For dependency caching, the primary key should usually include:

Dependency lockfile checksum
Language runtime version
Package manager version
OS and architecture
Runner image version when native builds are involved

Fallback cache keys should usually drop only branch specificity first, not ABI or toolchain specificity. In other words, fall back from feature branch to default branch if and only if the compatibility envelope is still identical.

Pattern	Example	Use when	Risk
Strict dependency key	`linux-node20-npm10-lock-<sha>`	Native modules, regulated builds, reproducibility-sensitive pipelines	Lower hit ratio
Branch-scoped fallback cache key	`linux-node20-npm10-main-`	Feature branches with same toolchain envelope	Cross-branch contamination if lock discipline is weak
Version-prefixed manual bust	`v3-linux-node20-npm10-lock-<sha>`	Emergency invalidation after cache poisoning	Storage churn if used routinely
Broad prefix restore	`linux-node-`	Rarely justified outside pure source caches	Highest silent corruption risk

How to invalidate cache in a CI/CD pipeline without destroying throughput

The implementation pattern that works best is selective invalidation plus observable fallbacks. You want cache reuse for expensive but deterministic work, and forced misses only when compatibility boundaries move.

Docker and BuildKit: invalidate only the stage that lies

For image builds, split Dockerfiles so the most stable steps come first, but do not stop there. Separate package index refresh from application dependency install, isolate language dependency manifests from source code copy, and use stage-specific invalidation when you know which stage is stale.

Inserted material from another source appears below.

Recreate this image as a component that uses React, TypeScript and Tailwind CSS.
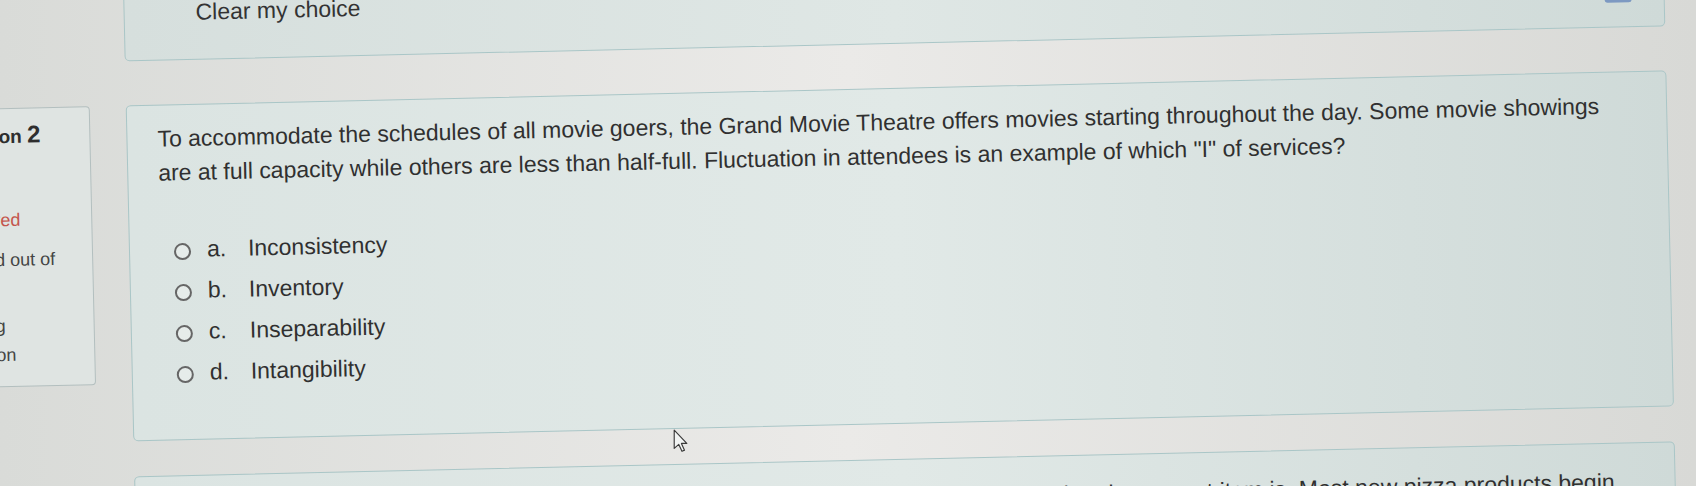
import React from "react";

const options = [
  { l: "a.", t: "Inconsistency" },
  { l: "b.", t: "Inventory" },
  { l: "c.", t: "Inseparability" },
  { l: "d.", t: "Intangibility" },
];

export default function App() {
  return (
    <div className="relative w-[1696px] h-[486px] overflow-hidden bg-linear-to-r from-[#d9dbd8] via-[#ebeae8] to-[#d8d9d6] font-['Liberation_Sans',Arial,sans-serif] text-[#333]">
      <div className="w-[1696px] h-[486px] rotate-[-1.3deg] flex flex-col">
        {/* previous question panel */}
        <div className="shrink-0 ml-[129px] w-[1541px] mt-[-60px] h-[105px] rounded-[5px] border border-[#a9c6c7] bg-linear-to-r from-[#d6dfdd] via-[#dfe7e5] to-[#cfdad8] flex items-end pl-[30px] pr-[34px] pb-[24px]">
          <div className="flex-1 flex items-start justify-between">
            <span className="ml-[41px] text-[23px] leading-[34px]">Clear my choice</span>
            <div className="w-[27px] h-[40px] mr-[-2px] bg-[#7d99c2] rounded-b-[3px]" />
          </div>
        </div>

        {/* question row */}
        <div className="shrink-0 mt-[44px] flex items-start">
          <div className="shrink-0 ml-[-70px] w-[163px] h-[279px] rounded-[4px] border border-[#b3bfbf] bg-[#dfe4e2] pl-[11px] flex flex-col whitespace-nowrap">
            <div className="mt-[9px] h-[36px] text-[19px] leading-[34px] font-bold text-[#2e2e2e]">
              Question <span className="text-[24px]">2</span>
            </div>
            <div className="mt-[23px] ml-[1px] text-[18px] leading-[29px] text-[#c4554c]">
              <div>Not yet</div>
              <div>answered</div>
            </div>
            <div className="mt-[11px] ml-[3px] text-[18px] leading-[29px] text-[#444]">
              <div>Marked out of</div>
              <div>1.00</div>
            </div>
            <div className="mt-[8px] ml-[4px] text-[18px] leading-[29px] text-[#444]">
              <div className="flex items-center gap-[5px]">
                <svg width="18" height="18" viewBox="0 0 18 18">
                  <path d="M3 2v14M3 3h10l-2 3.5 2 3.5H3" fill="none" stroke="#555" strokeWidth="1.5" />
                </svg>
                <span>Flag</span>
              </div>
              <div>question</div>
            </div>
          </div>

          <div className="shrink-0 ml-[36px] w-[1541px] h-[336px] rounded-[5px] border border-[#a9c6c7] bg-linear-to-r from-[#dbe4e2] via-[#e1e9e7] to-[#cfdad8] pl-[30px] pr-[34px] pt-[16px]">
            <div className="text-[23px] leading-[34px] text-[#303030]">
              To accommodate the schedules of all movie goers, the Grand Movie Theatre offers movies starting throughout the day. Some movie showings are at full capacity while others are less than half-full. Fluctuation in attendees is an example of which "I" of services?
            </div>
            <div className="mt-[40px] flex flex-col">
              {options.map((o) => (
                <div key={o.l} className="h-[41px] flex items-center text-[23px] leading-[41px] text-[#303030]">
                  <span className="ml-[14px] mt-[4px] w-[17px] h-[17px] rounded-full border-2 border-[#666] bg-[#e6ecea] shrink-0" />
                  <span className="ml-[16px] w-[41px] shrink-0">{o.l}</span>
                  <span>{o.t}</span>
                </div>
              ))}
            </div>
          </div>
        </div>

        {/* next question panel */}
        <div className="shrink-0 mt-[35px] ml-[129px] w-[1541px] h-[120px] rounded-[5px] border border-[#a9c6c7] bg-linear-to-r from-[#dbe4e2] via-[#e1e9e7] to-[#cfdad8] pl-[30px] pr-[34px] pt-[21px]">
          <div className="text-right whitespace-nowrap pr-[26px] text-[23px] leading-[34px] text-[#303030]">
            Restaurants add new menu items each year to keep customers curious about what the newest item is. Most new pizza products begin
          </div>
        </div>
      </div>

      {/* mouse cursor */}
      <svg className="absolute left-[673px] top-[429px]" width="15" height="24" viewBox="0 0 13 21">
        <path d="M1 1 L1 17 L5 13.5 L7.8 19.5 L10 18.5 L7.3 12.6 L12 12.6 Z" fill="#f2f4f3" stroke="#3a3a3a" strokeWidth="1" strokeLinejoin="round" />
      </svg>
    </div>
  );
}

BuildKit supports targeted invalidation with stage filters and external cache backends, which is much safer than nuking the whole builder. Also remember the subtle point from Docker’s cache rules: secret value changes do not invalidate cache by themselves, so secret-driven fetches need an explicit cache-busting arg tied to secret rotation metadata.

# syntax=docker/dockerfile:1.7

FROM node:20-bookworm AS deps
ARG RUNNER_IMAGE_REV
ARG SECRET_EPOCH
WORKDIR /app

COPY package.json package-lock.json ./
RUN --mount=type=cache,target=/root/.npm \
    npm ci --ignore-scripts

FROM deps AS build
COPY . .
RUN npm run build

FROM nginx:1.27-alpine AS runtime
COPY --from=build /app/dist /usr/share/nginx/html

Operationally, invalidate deps when lockfiles, Node version, runner image revision, or secret-driven private registry access changes. Do not invalidate it just because application source changed. In pipelines that build multiple images from a monorepo, that single change usually recovers most of the time saved by CI/CD caching without allowing stale dependency state to persist indefinitely.

GitHub Actions: how to clear GitHub Actions cache by key

If a cache is poisoned, deleting by exact key is better than changing every workflow. GitHub provides cache management through the UI, CLI, and API. The safest operational pattern is to stamp keys with a manual version prefix and also keep the ability to delete exact keys for emergency cleanup.

name: build

on:
  push:
    branches:
      - main
      - feature/**

jobs:
  app:
    runs-on: ubuntu-24.04
    steps:
      - uses: actions/checkout@v4

      - name: Set cache version
        run: echo "CACHE_VERSION=v3" >> $GITHUB_ENV

      - name: Cache npm
        uses: actions/cache@v4
        with:
          path: ~/.npm
          key: ${{ env.CACHE_VERSION }}-npm-${{{ runner.os }}}-node20-${{{ hashFiles('package-lock.json') }}}
          restore-keys: |
            ${{ env.CACHE_VERSION }}-npm-${{{ runner.os }}}-node20-

      - run: npm ci
      - run: npm test

For incident response, the practical answer to “how to clear GitHub Actions cache by key” is: delete the exact key, keep the version prefix, and inspect whether restore keys are too broad. If you are deleting caches repeatedly, the key design is the bug.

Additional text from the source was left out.